Show only lines that include "components".

--- start Dataset content ---

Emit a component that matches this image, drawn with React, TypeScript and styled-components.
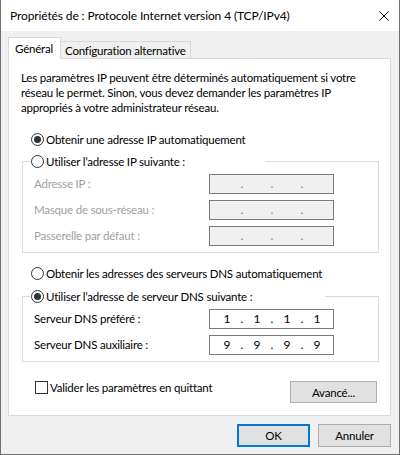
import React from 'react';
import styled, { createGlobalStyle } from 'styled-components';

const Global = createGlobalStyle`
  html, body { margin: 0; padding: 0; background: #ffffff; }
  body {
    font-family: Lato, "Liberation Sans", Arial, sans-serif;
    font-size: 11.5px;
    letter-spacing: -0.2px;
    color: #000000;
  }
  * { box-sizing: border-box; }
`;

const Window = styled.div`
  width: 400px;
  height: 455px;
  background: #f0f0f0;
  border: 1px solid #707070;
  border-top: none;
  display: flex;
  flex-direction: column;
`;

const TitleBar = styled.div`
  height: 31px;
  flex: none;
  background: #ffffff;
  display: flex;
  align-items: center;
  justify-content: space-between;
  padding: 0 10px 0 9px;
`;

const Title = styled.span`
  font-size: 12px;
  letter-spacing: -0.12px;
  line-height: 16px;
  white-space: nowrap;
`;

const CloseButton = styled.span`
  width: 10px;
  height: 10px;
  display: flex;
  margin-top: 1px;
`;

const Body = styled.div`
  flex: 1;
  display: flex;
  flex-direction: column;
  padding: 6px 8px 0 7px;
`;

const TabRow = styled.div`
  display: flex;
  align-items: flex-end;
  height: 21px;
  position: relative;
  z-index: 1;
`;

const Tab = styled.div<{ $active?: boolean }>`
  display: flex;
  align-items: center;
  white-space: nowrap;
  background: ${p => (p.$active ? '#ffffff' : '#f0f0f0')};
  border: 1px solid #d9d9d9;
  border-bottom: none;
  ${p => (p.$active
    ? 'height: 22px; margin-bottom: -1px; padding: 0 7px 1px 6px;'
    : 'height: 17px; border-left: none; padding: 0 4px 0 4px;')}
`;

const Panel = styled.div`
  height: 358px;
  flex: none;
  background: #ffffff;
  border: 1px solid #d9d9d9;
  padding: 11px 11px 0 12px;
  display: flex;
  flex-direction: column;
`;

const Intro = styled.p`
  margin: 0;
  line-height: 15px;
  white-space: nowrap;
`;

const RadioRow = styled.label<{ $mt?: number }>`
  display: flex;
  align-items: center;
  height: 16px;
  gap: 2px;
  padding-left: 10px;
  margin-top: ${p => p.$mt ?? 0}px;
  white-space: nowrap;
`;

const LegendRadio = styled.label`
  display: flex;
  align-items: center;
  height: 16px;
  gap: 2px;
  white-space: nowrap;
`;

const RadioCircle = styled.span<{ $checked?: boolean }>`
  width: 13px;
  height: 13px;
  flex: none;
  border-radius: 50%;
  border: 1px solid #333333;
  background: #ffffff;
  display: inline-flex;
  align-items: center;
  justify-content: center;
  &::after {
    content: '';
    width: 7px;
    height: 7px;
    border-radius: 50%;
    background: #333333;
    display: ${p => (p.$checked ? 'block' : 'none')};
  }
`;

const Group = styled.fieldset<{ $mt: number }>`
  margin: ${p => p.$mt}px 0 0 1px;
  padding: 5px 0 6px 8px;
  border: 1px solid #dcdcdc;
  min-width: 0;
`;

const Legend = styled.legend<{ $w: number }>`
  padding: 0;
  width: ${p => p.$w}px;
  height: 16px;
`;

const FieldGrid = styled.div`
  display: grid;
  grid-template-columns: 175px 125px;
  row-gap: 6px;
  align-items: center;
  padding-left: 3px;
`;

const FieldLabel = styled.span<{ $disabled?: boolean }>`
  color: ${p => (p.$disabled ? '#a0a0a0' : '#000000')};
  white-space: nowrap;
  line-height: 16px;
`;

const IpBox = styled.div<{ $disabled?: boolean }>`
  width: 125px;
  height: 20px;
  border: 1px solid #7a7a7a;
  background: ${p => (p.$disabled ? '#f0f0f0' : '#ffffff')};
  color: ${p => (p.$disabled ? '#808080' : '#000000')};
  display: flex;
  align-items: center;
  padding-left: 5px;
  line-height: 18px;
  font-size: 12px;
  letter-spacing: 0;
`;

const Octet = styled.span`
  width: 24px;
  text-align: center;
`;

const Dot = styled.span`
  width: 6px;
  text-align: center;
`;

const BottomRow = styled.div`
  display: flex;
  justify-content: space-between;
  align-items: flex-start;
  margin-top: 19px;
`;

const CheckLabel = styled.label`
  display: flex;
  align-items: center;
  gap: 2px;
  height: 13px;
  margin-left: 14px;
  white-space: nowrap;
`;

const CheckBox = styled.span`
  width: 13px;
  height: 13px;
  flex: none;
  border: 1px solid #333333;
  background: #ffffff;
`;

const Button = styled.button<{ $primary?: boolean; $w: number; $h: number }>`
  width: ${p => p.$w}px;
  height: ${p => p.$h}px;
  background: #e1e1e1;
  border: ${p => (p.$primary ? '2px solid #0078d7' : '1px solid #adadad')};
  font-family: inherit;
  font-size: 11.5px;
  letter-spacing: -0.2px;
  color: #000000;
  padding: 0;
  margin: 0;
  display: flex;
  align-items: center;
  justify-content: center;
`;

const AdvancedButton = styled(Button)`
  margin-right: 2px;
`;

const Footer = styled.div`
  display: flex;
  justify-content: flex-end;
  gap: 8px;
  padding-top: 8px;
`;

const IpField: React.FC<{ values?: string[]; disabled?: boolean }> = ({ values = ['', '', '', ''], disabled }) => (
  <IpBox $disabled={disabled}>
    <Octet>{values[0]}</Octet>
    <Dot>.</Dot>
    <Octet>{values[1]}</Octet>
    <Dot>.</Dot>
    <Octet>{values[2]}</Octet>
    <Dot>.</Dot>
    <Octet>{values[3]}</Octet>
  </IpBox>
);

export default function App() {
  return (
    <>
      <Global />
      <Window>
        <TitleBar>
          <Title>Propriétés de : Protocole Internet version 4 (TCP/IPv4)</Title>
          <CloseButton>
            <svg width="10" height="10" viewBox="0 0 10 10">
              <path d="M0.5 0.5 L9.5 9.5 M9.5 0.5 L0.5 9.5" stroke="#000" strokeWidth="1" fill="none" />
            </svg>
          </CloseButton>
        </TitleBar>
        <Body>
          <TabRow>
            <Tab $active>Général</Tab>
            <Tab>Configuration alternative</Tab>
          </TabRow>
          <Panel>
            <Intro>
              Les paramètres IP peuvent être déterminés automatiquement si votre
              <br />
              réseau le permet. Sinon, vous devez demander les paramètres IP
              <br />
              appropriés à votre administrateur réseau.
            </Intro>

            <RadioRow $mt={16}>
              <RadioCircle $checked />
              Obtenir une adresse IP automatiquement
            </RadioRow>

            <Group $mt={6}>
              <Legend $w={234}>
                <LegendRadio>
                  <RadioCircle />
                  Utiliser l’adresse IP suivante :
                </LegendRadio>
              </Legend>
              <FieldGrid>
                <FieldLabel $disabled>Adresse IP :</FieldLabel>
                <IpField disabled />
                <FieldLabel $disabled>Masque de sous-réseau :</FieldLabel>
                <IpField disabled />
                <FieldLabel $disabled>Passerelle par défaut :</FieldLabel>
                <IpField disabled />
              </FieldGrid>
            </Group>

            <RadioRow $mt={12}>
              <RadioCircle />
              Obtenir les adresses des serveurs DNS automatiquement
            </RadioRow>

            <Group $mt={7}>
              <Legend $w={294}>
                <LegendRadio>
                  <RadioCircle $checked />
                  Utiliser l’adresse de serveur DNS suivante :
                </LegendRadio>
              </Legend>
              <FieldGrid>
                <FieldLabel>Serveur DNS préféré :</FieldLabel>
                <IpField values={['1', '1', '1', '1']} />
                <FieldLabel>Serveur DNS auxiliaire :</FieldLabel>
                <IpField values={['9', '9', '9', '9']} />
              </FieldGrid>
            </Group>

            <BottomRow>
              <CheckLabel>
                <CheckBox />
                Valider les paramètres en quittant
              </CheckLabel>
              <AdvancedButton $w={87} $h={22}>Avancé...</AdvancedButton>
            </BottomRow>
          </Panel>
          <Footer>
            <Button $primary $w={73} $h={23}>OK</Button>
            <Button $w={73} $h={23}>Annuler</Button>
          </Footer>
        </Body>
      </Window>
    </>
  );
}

--- end Dataset content ---

### Exercise result:
Emit a component that matches this image, drawn with React, TypeScript and styled-components.
import styled, { createGlobalStyle } from 'styled-components';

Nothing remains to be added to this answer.